Friday, May 9, 2008

United Nations Refuses Aid to Burma, or Myanmar, or Myanma

It's all the same country: you may still think of it as Burma, but around 1989 the bunch that's running the place decided that they liked the mame Myanma better. Sometimes it comes into the Latin alphabet and English as Myanmar.

Names are important, but right now I'd say that a higher priority is getting food and supplies in to people who weren't killed in the cyclone that hit the country.

Tens of thousands of people have already died. The body count may top 100,000 as survivors run out of safe drinking water and food.

Sure, it's Bad News, But So What?

There's something to be learned from this humanitarian disaster. I'm getting to that.

United Nations World Food Program (WFP) aircraft touched down in Burma yesterday. Then, according to the WFP, the shipment of supplies was seized. By the bunch that runs Burma/Myanma/Myanmar.

The WFP isn't sending any more aid for now. (UPDATE: Latest News indicates WFP will try again, tomorrow. "U.N. 'furious' as Myanmar aid 'seized'" CNN (May 9, 2008))

That shipment included 34 tons of high-energy biscuits. For survivors of a disaster like this, those biscuits could be life-savers. Literally.

A U.N. spokesman "said he didn't know why the supplies had been seized, but the move has left the WFP with 'no choice' but to suspend its aid shipments." ("UN halts aid shipments to Burma, accuses government of seizing supplies" CBC (May 9, 2008))

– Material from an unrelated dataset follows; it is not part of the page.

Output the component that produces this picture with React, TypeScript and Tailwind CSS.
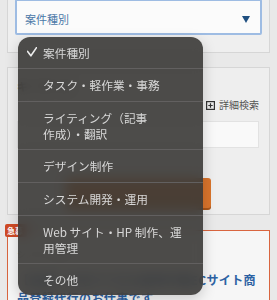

Humanitarian aid workers aren't being allowed into the country, which also is not helpful. The junta that runs the country isn't granting visas.

Unilateral Action? Cette Fois, l'Idée est Acceptable

American officials "have raised the idea of dropping aid into Burma unilaterally, without permission from the ruling military junta." There could be a problem with political fallout, and the practical issue of getting supplies to the people who need it. ("CBC" (May 9, 2008))

Interestingly, unilateral action is okay this time. French officials were considering the same idea. "French Foreign Minister Bernard Kouchner, co-founder of the aid group Doctors Without Borders, said this week that unauthorized air drops could be permitted under the UN's "responsibility to protect" mandate, which applies to civilians." ("CBC" (May 9, 2008))

National Sovereignty is Important: So Are People's Lives

I haven't seen any arguments against efforts to force Burma/Myanmar/Myanma's leaders to let life-saving supplies through to their subjects. That's not surprising: humanitarian missions are well-thought-of among most Americans, at least.

In fact, the news about the Burmese hurricane shows that saving people's lives is so important that "unilateral" action is acceptable. Even if it violates the sovereignty of a non-western nation.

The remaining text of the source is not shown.